Another article concerned a small hilltop town in Italy; its inhabitants were leaving to work in the cities, with the obvious consequences. Recently, a group of refugees has been welcomed to the town; new businesses have opened up, bringing new life to the area.

The media item that prompted today’s blog in the first place was a BBC Radio 4 programme presented by the writer A L Kennedy. In it, we hear the voice of Mark Oakley, the Chancellor or St Paul’s. He had been to Dresden to preach. The taxi driver who took him to the station at the end of his visit asked him what he had been doing in Dresden. Mr Oakley explained and also said that he had been thinking about his grandfather who went on a bombing raid to Dresden on the 14th of February 1945.
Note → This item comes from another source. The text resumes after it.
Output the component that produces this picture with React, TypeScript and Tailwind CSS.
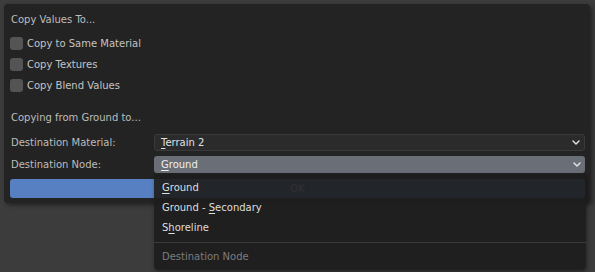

After a period of silence, the taxi driver said that was the night his mother was killed in the air raids. The driver pulled over, switched off the engine, turned to his passenger and said, “And now you and I shake hands.” The taxi driver wouldn’t let Mr Oakley pay for the journey when they reached the railway station. He said to Mr Oakley, “You and I will remember this day for the rest of our lives. We must be loyal to the future, not to the past.”

What struck me about Mark Oakley’s account is that a cataclysmic (macro) event that took place during the Second World War had been distilled into a handshake and powerful words, a significant micro event if you will.